POR: JORGE KUON CABELLO
Después de haber andado más de treinta años por los caminos de la vida, he detenido mis pasos, como suelo hacerlo siempre, para evocar, aunque por breves instantes, las cosas gratas de mi pasado.
Y entre todos los recuerdos que presurosos vienen a mi mente, ninguno más placentero y más puro que la evocación de los cinco años de estudio pasados en las aulas del Colegio Nacional de La Libertad de Moquegua.
Frescos y brillantes, perfectamente guardados en un amable rincón de mi memoria, los mil y un incidentes de mi corta vida de colegial perduran sin desvanecerse con la nostálgica fragancia de los finos perfumes de antaño.
Quizás si en el fondo de mi espíritu alienta algo más que el simple deseo de decir que todo tiempo pasado fue mejor. La verdad es que un colegio en que nos educamos sucesiva e íntegramente ocho hermanos deja de ser ya la simple prolongación del hogar, sino que se transforma y adquiere las dimensiones de un verdadero hogar. Por eso, el Colegio Nacional de La Libertad de Moquegua, para mí queda identificado con los más hondos quereres del hombre: la vieja casa de nuestros mayores en donde una madre cariñosa constantemente reza por nosotros, alentando nuestras ilusiones y nuestras esperanzas, y el terruño mismo, que amoroso contempló nuestros juegos de niño y en uno de cuyos soledosos rincones descansan en paz las cenizas de nuestros muertos.
Pero, aparte de esos motivos sentimentales, una emocionada gratitud liga permanentemente mi recuerdo a la querida casa de estudios que nos enseñó a caminar y enrumbó nuestros primeros tambaleantes pasos por la vida.
El Colegio de La Libertad, que fundó el gran Simón Bolívar el mismo año que el Colegio Nacional de Ciencias del Cusco y el Colegio Nacional de La Independencia Americana de Arequipa, fue siempre escuela de civismo, de saber, de constante superación, de buenas costumbres y maneras —no exentas de la alegre palomillada, como en la Juvenilia de Cané—, de exactitud y método, de decencia y corrección, dentro de una atmósfera de disciplina y responsabilidad conscientes, nacidas sin esfuerzos ni tiranías, casi autodidactamente, que permitían un desarrollo normal de las actividades docentes y estudiantiles y propiciaban la formación de caracteres liberales e independientes.
El forjador de ese clima de comprensión y libertad que rindió excelentes resultados, continuando la noble actuación que otrora le tocara desempeñar desde la Dirección al ilustre cusqueño Francisco Sivirichi, fue nuestro querido director Attilio R. Minuto, moqueguano de clara inteligencia, escritor notable, educador de gran carácter, fina sensibilidad, vasta cultura, señoriales maneras, de encendido verbo y vibrante oratoria; nervioso, dinámico y multiforme.
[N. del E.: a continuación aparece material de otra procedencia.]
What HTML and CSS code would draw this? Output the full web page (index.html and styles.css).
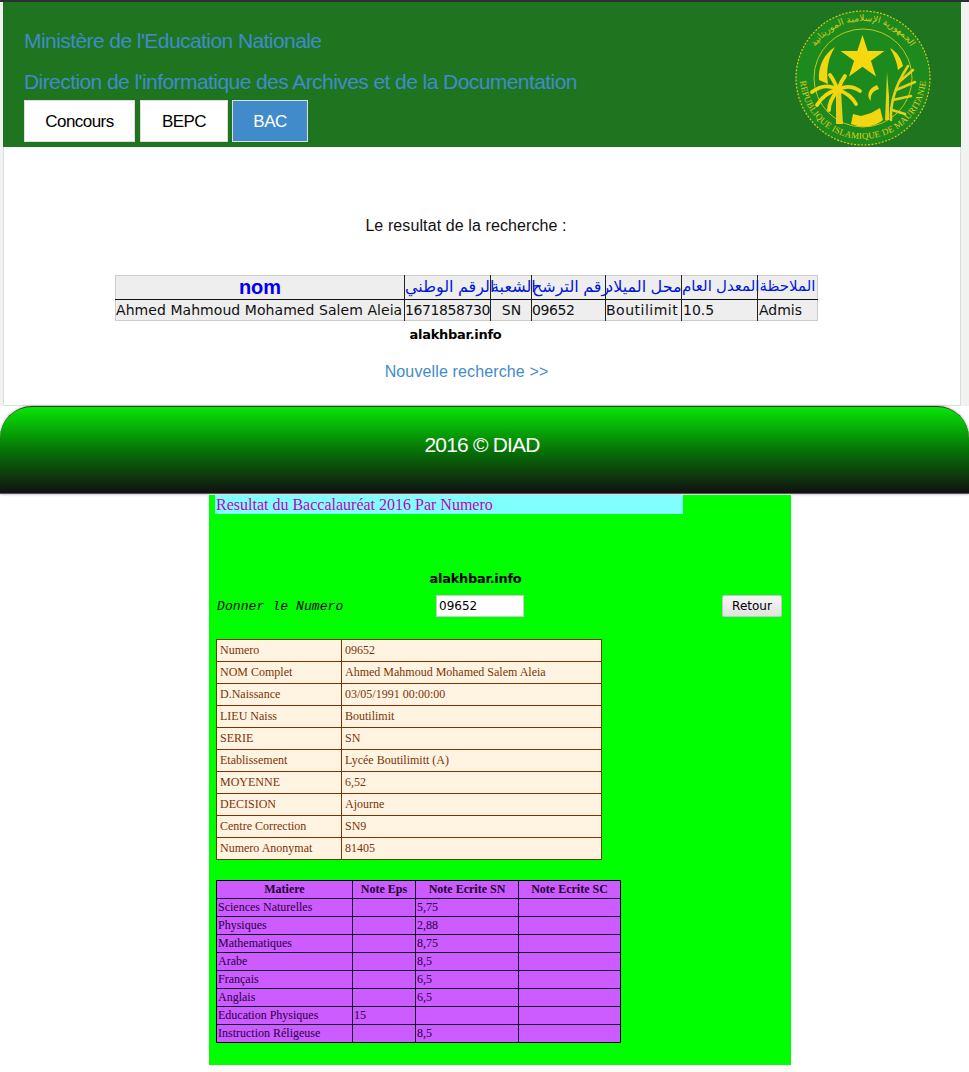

A él se debió un remozamiento material y espiritual del colegio cuyos beneficios recogimos numerosas promociones. Sus clases de Historia del Perú y de América eran verdaderas piezas oratorias y críticas; sus conferencias, verdadero goce y recreo para el espíritu.
Un recuerdo especial, cariñoso y amable, merece la memoria del venerado maestro y patricio moqueguano doctor Daniel Becerra de la Flor Ocampo, ilustre médico, profesor de Ciencias Físicas y Naturales, que a través de los cinco años nos dio, junto con sus inolvidables lecciones y el ejemplo de una vida intachable, los más sabios consejos para el futuro. Fue el verdadero forjador y guía de nuestros destinos y su nombre, consagrado como el de Maestro por excelencia, es pronunciado reverentemente por multitud de promociones a las que pertenecen hombres que en la actualidad ocupan prominentes puestos en las actividades rectoras de la vida nacional. Están esculpidas en mí aquellas frases suyas: “La importancia de los problemas que les planteo es que, según la forma en que aprendan a resolverlos, les servirá más tarde para encontrar la solución a los múltiples problemas que les presentará la vida”.